The Current View on PBOC – Concentrated Ownership of Media and Sports

Extant explorations of private benefits of control surmise that certain industries naturally have potential for substantial production of private benefits and predict that firms in such industries should find themselves owned by controlling shareholders. For example, previous scholarship has often held up media and sports as industries that naturally produce an abundance of ‘nonpecuniary’ benefits (or ‘amenities’) in the form of public influence and pride, respectively.
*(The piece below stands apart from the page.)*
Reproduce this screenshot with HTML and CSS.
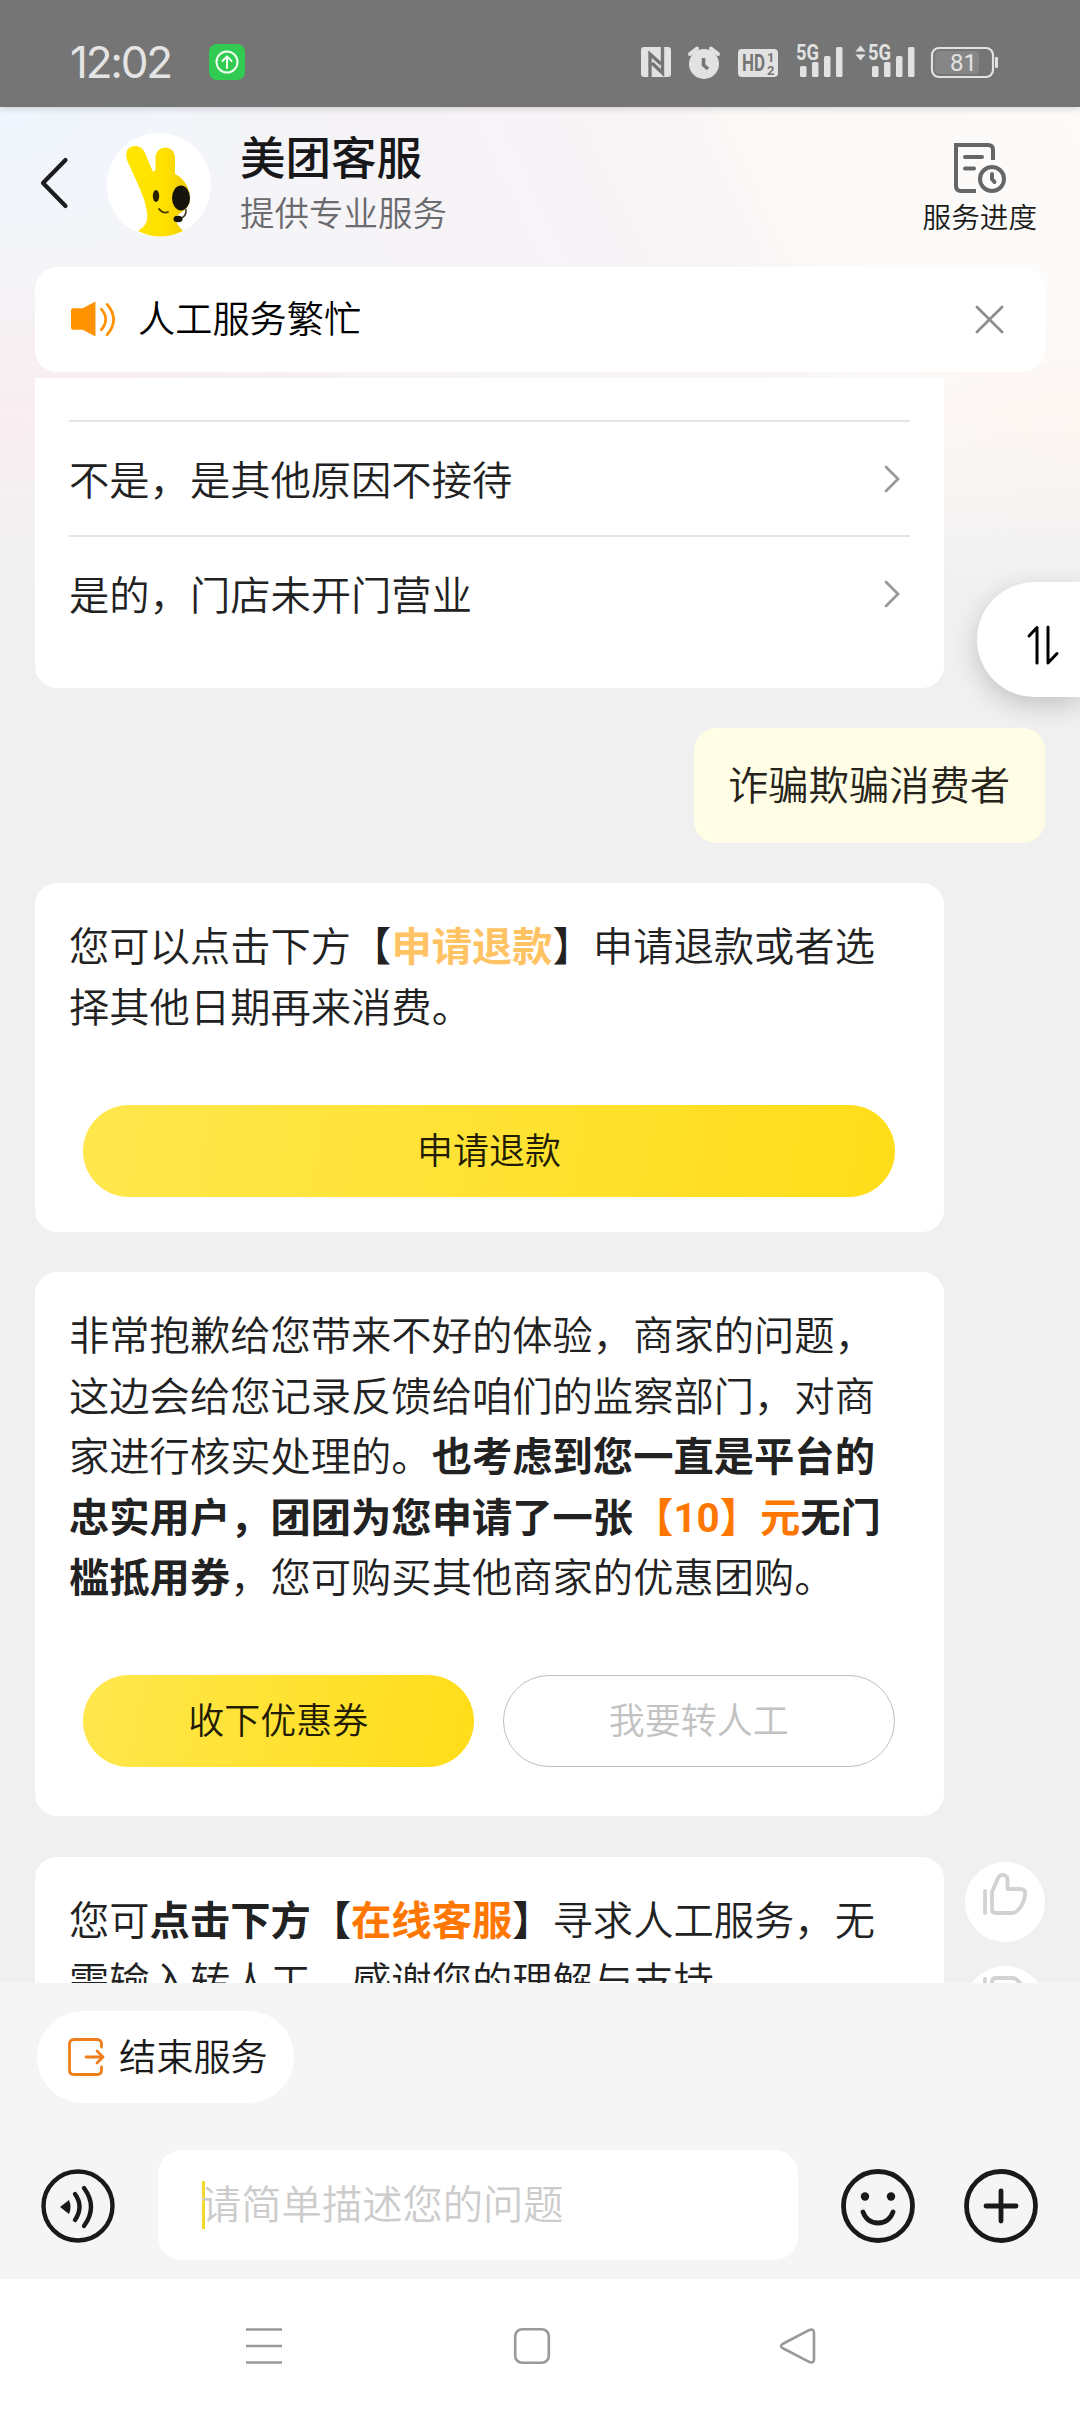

Inconsistencies Between Theory and Reality

My in-progress article, ‘Dimensions of Private Benefits of Control, challenges these and other narratives. For instance, the plutocrat-dominated media landscape that most Americans evidently take for granted in fact emerged only in the 1980s. Before then, as my article shows, the post-war American media landscape was populated with numerous widely held firms without controlling shareholders, as illustrated by the below chart showing periods in which the Big Five publishers, the Big Three broadcasters, and the Big Six studios had a controller.

james an picture

As I argue, private benefits, and in turn concentrated ownership, in the media industry is a product of the (changing) regulatory and economic environment in addition to any endogenous character of the industry.

Likewise, the narrative that the sports industry creates particular private benefits (such as psychic joy from leading a winning team) that can only be enjoyed by a single owner is not only undermined by casual observation, but also the fact that dispersed ownership of sports teams, usually by fan clubs, is reasonably common outside of the United States. Indeed, many of the wealthiest and most successful soccer teams in the world, such as Real Madrid, Barcelona, and Bayern, are owned by their fans with no controlling shareholder.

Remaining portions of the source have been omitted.